Le chanteur et producteur haïtien Jean Robert Pluviose, plus connu sous le nom de scène JBeatz, est un musicien multi-instrumentiste dont les productions cumulent plusieurs millions d’écoutes sur les plateformes de streaming. Invité sur le plateau de « De tout et de rien » le mercredi 17 septembre, il est revenu sur les critiques auxquelles ses œuvres ont longtemps été confrontées dans le milieu musical haïtien, souvent jugées de « seconde zone ».
Avant de se lancer sur le devant de la scène, JBeatz avait déjà publié en 1999 un premier album évangélique. Sous le nom de JP, il s’est imposé comme producteur au cours de la première décennie des années 2000. Il a alors collaboré avec plusieurs figures du Compas, parmi lesquelles Gabel sur « Koute kè m », Kenny Desmangle avec « All I need is you », ainsi qu’Alan Cavé sur « De la Tête aux Pieds ».
« En ce moment, lorsque j’ai produit la chanson De la Tête aux Pieds pour Alan, je me décidais de mettre mon cousin Young Rich là-dessus afin qu’il puisse gagner un peu de popularité sur le marché, j’avais envoyé le morceau à un DJ pour qu’il me donne son avis, au final il l’a joué dans un club avant la publication officielle, la musique a vibré la boîte et je pensais que je ne pourrais jamais travailler avec Alan à nouveau », raconte-t-il.
Ces expériences lui permettent d’acquérir une nouvelle visibilité. Sa musique, parfois considérée comme éloignée du compas traditionnel, trouve cependant son public. Après une dizaine d’années dans cette trajectoire, il décide d’explorer une autre facette de son talent. « J’ai décidé d’entamer ce chemin après avoir vécu une mauvaise expérience dans une discothèque. Par la suite, j’ai réuni plusieurs artistes afin de produire le morceau Fanm Pa m Nan parce que je sais que je ne pouvais pas chanter, le titre a cartonné. Quand je me préparais pour sortir mon album, il y a une personne que j’avais l’habitude de travailler avec lui qui me disait que je ne sais pas chanter et je n’ai pas le profil d’un artiste », se souvient-il.
Malgré les doutes exprimés autour de ses capacités vocales, il poursuit. « Quand j’ai dicté à Flav comment il devait chanter la musique sur laquelle j’ai travaillé avec lui, je la chantais avant lui. Et ça n’était pas mal […] j’ai quasiment le même timbre vocal avec lui, je me suis dit nous aurons deux Flav », explique-t-il.

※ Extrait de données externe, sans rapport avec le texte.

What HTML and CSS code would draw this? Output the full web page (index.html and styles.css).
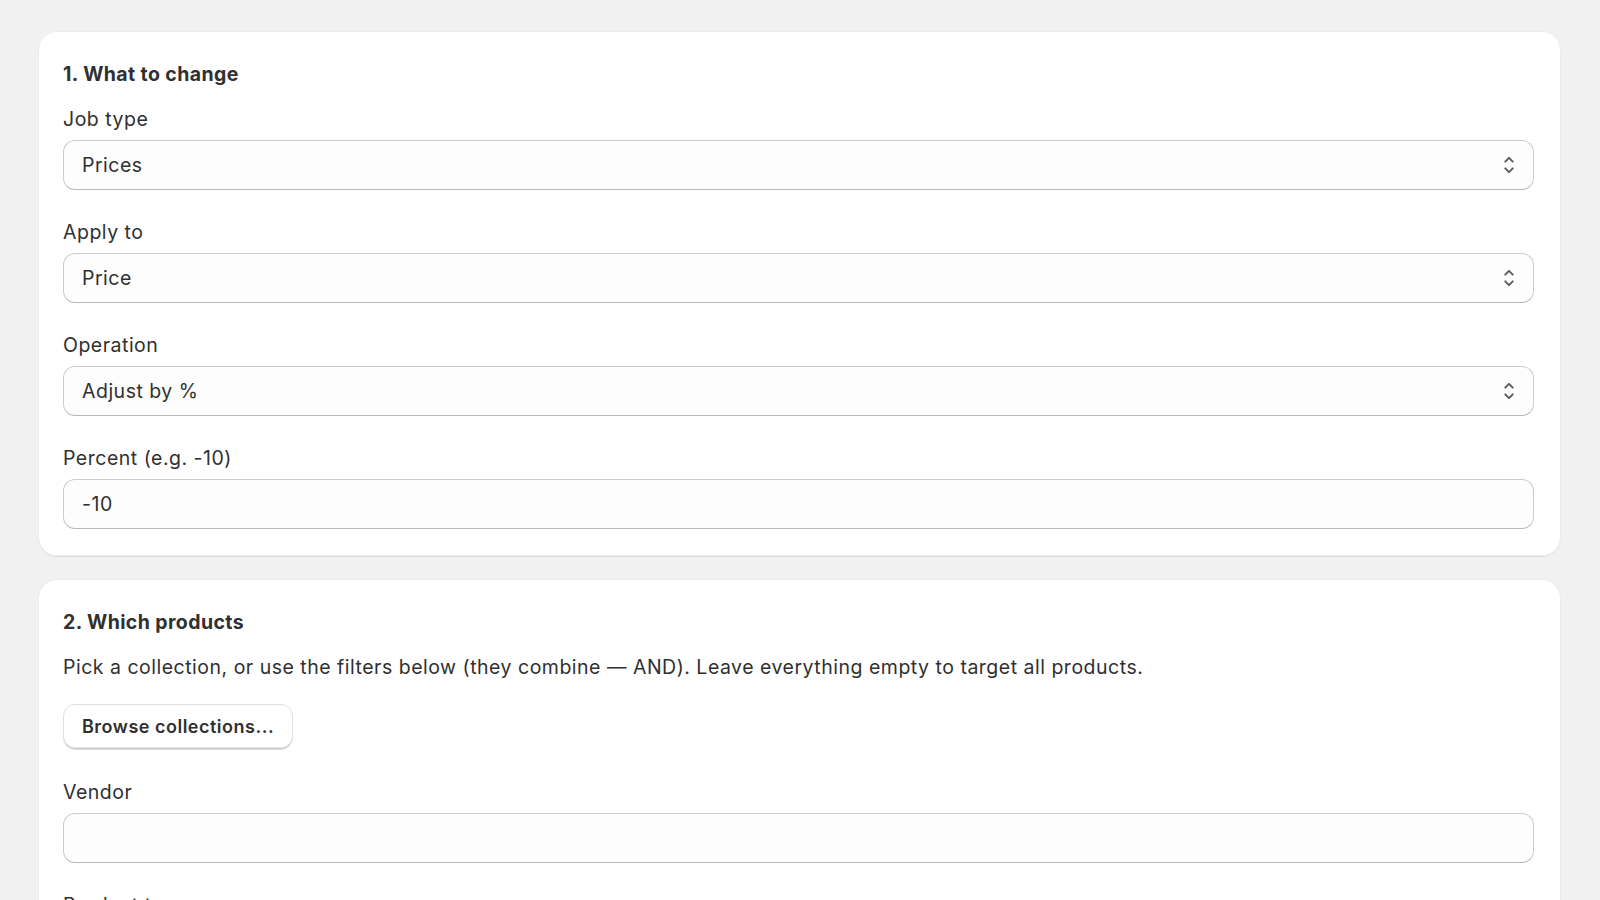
FILE: index.html
```html
<!doctype html>
<html lang="en">
  <head>
    <meta charset="UTF-8" />
    <meta name="viewport" content="width=device-width, initial-scale=1.0" />
    <title>Bulk edit job</title>
    <link rel="stylesheet" href="styles.css">
  </head>
  <body>
    <main class="page">
      <!-- Section 1: the field and operation -->
      <section class="card">
        <h2 class="card-title">1. What to change</h2>

        <div class="field">
          <label class="label" for="jobType">Job type</label>
          <div class="select-wrap">
            <select class="input select" id="jobType">
              <option>Prices</option>
            </select>
            <svg class="select-icon" viewBox="0 0 20 20" aria-hidden="true">
              <path d="M7.5 7.75 10 5.25l2.5 2.5M7.5 12.25 10 14.75l2.5-2.5" />
            </svg>
          </div>
        </div>

        <div class="field">
          <label class="label" for="applyTo">Apply to</label>
          <div class="select-wrap">
            <select class="input select" id="applyTo">
              <option>Price</option>
            </select>
            <svg class="select-icon" viewBox="0 0 20 20" aria-hidden="true">
              <path d="M7.5 7.75 10 5.25l2.5 2.5M7.5 12.25 10 14.75l2.5-2.5" />
            </svg>
          </div>
        </div>

        <div class="field">
          <label class="label" for="operation">Operation</label>
          <div class="select-wrap">
            <select class="input select" id="operation">
              <option>Adjust by %</option>
            </select>
            <svg class="select-icon" viewBox="0 0 20 20" aria-hidden="true">
              <path d="M7.5 7.75 10 5.25l2.5 2.5M7.5 12.25 10 14.75l2.5-2.5" />
            </svg>
          </div>
        </div>

        <div class="field">
          <label class="label" for="percent">Percent (e.g. -10)</label>
          <input class="input" id="percent" type="text" value="-10" />
        </div>
      </section>

      <!-- Section 2: product targeting -->
      <section class="card">
        <h2 class="card-title">2. Which products</h2>
        <p class="help">
          Pick a collection, or use the filters below (they combine — AND). Leave everything empty to target all products.
        </p>

        <div class="actions">
          <button class="button" type="button">Browse collections...</button>
        </div>

        <div class="field">
          <label class="label" for="vendor">Vendor</label>
          <input class="input" id="vendor" type="text" />
        </div>

        <div class="field">
          <label class="label" for="productType">Product type</label>
          <input class="input" id="productType" type="text" />
        </div>
      </section>
    </main>
  </body>
</html>
```

FILE: styles.css
```css
* {
  margin: 0;
  padding: 0;
  box-sizing: border-box;
}

body {
  font-family: Inter, 'Noto Sans', Arial, sans-serif;
  background: #f1f1f1;
  color: #303030;
  font-size: 19.5px;
  line-height: 30px;
  letter-spacing: 0.5px;
}

.page {
  display: flex;
  flex-direction: column;
  gap: 24px;
  padding: 32px 40px 40px 39px;
}

.card {
  background: #fff;
  border-radius: 18px;
  box-shadow:
    0 1px 0 0 rgba(26, 26, 26, 0.07),
    0 0 0 1px rgba(0, 0, 0, 0.02),
    inset 0 -1px 0 0 #ececec;
  padding: 27px 26px 27px 24px;
  display: flex;
  flex-direction: column;
}

.card-title {
  font-size: 19.5px;
  font-weight: 650;
  line-height: 30px;
  letter-spacing: 0.4px;
  margin-bottom: 15px;
}

.help {
  margin-bottom: 22px;
}

.field + .field {
  margin-top: 27px;
}

.actions + .field {
  margin-top: 27px;
}

.label {
  display: block;
  margin-bottom: 6px;
}

.input {
  display: block;
  width: 100%;
  height: 50px;
  padding: 0 18px;
  font: inherit;
  letter-spacing: inherit;
  color: #303030;
  background: #fdfdfd;
  border: 1.5px solid #cccccc;
  border-bottom-color: #b8b8b8;
  border-radius: 12px;
  outline: none;
}

.select-wrap {
  position: relative;
}

.select {
  appearance: none;
  -webkit-appearance: none;
  padding-right: 48px;
}

.select-icon {
  position: absolute;
  right: 10px;
  top: 10px;
  width: 30px;
  height: 30px;
  fill: none;
  stroke: #5c5c5c;
  stroke-width: 1.3;
  stroke-linecap: round;
  stroke-linejoin: round;
  pointer-events: none;
}

.button {
  font: inherit;
  font-size: 18px;
  font-weight: 600;
  letter-spacing: 0.5px;
  color: #303030;
  background: #fff;
  height: 46px;
  padding: 0 18px;
  border: 1px solid #dedede;
  border-radius: 12px;
  box-shadow: inset 0 -1.5px 0 0 #cccccc;
  cursor: pointer;
}
```
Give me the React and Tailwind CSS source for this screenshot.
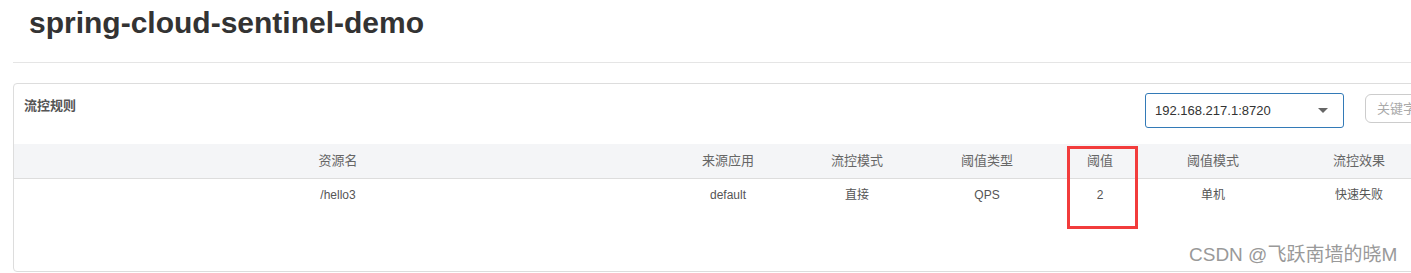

En 2011, il sort son premier album Our Own World, qu’il produit seul. Il prend également en charge sa distribution. « Après avoir terminé tous les préparatifs pour que mon album soit distribué, j’allais imprimer 5 000 CDs à 1,10 dollar et 5 000 affiches 18/14. Puis j’allais voir les entreprises qui vendaient des CDs dans l’industrie, la compagnie Haitian Movies a pris 25 unités et Compas City a pris 50 pour notre lien amical », poursuit-il.
Constatant la difficulté à écouler son stock, il adopte une autre stratégie. « J’allais voir un autre distributeur qui ne voulait pas prendre, je lui offrais 30 CD pour qu’il donne à toutes les filles qui viennent acheter dans son magasin comme cadeau. J’adoptais cette pratique afin que les gens puissent écouter le disque », dit-il.
Il mise ensuite sur la distribution directe. « C’était le Haitian Compas Festival, j’ai pris ma valise pour aller écouler quelques CDs, comme j’étais avec Evans Jean je croyais qu’on me laissait entrer gratuitement, mais ils m’ont bloqué et laissé passer la star. J’ai dû demander à Evans d’appeler Robert Charlot pour moi qui était à l’intérieur pour qu’il me donne le bracelet qu’il portait », confie-t-il.
Son objectif reste la promotion de l’album. « En arrivant j’ai donné mes CDs à toutes les personnes qui étaient présentes. Ensuite je visitais toutes les discothèques à Miami et les DJs qui contrôlaient la ville, durant le week-end pour donner les restes, raconte-t-il. La semaine suivante j’ai reçu plusieurs appels venant des gens qui voulaient placer leur commande afin d’en avoir pour vendre dans leur business. »
Ses morceaux finissent par circuler largement dans les boîtes de nuit, dont It’s getting late. « Pour ce titre, les DJs étaient en conflit si l’un d’entre eux le joue avant 3h du matin », conclut-il.